*Data for processing*.
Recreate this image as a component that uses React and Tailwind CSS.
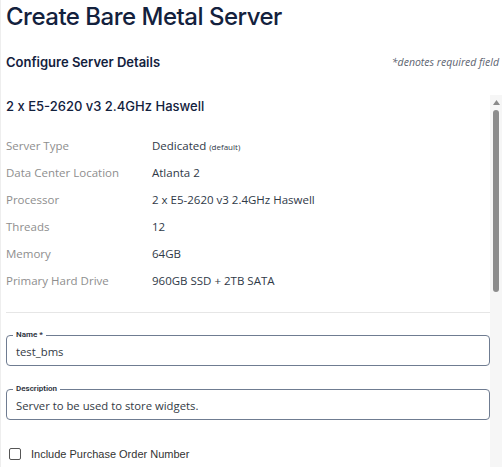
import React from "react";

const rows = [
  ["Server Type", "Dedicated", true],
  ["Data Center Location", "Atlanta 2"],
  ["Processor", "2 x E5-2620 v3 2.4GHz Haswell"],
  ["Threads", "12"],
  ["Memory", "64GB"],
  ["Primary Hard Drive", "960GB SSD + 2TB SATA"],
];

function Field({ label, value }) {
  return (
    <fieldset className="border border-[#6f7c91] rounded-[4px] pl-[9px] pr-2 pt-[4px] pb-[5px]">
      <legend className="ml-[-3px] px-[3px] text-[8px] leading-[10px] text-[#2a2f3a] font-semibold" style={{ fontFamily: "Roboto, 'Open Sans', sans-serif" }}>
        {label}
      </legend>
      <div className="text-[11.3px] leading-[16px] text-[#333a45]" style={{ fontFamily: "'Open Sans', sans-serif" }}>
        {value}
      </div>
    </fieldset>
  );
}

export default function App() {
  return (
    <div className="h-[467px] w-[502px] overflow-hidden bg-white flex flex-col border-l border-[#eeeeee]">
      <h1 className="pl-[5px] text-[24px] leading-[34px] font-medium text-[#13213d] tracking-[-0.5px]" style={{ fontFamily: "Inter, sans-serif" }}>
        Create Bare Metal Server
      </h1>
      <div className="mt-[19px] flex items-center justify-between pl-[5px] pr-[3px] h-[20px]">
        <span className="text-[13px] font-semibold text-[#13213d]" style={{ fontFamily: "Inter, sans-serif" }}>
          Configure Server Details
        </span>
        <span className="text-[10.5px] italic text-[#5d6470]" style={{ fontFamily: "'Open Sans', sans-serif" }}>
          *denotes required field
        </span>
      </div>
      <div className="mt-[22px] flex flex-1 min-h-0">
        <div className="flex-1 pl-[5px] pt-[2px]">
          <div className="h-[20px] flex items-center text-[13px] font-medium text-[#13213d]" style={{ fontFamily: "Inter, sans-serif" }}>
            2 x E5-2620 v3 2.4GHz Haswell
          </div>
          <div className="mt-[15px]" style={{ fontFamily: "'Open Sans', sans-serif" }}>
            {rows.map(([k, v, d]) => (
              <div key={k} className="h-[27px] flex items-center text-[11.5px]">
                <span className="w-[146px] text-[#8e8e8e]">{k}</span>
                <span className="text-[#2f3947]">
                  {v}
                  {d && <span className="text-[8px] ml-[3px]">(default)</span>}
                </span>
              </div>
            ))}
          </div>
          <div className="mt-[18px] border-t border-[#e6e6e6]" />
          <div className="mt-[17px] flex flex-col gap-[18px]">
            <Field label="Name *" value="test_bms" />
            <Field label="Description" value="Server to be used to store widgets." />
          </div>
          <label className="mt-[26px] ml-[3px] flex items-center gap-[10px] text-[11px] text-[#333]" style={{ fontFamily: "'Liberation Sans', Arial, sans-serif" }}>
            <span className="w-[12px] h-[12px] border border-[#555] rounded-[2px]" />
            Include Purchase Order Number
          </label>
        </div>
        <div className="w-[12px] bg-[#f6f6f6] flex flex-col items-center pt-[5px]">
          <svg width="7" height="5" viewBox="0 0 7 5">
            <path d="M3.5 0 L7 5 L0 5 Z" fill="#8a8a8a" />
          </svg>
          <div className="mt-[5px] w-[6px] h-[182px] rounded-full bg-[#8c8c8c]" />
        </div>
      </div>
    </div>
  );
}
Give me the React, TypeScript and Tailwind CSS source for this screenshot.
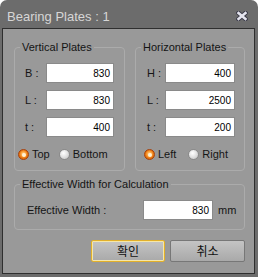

*Problem requirements*. In the material above, find each line that contains the word "Tailwind", and select it.

*Exercise output*.
Recreate this image as a component that uses React and Tailwind CSS.
Give me the React, TypeScript and Tailwind CSS source for this screenshot.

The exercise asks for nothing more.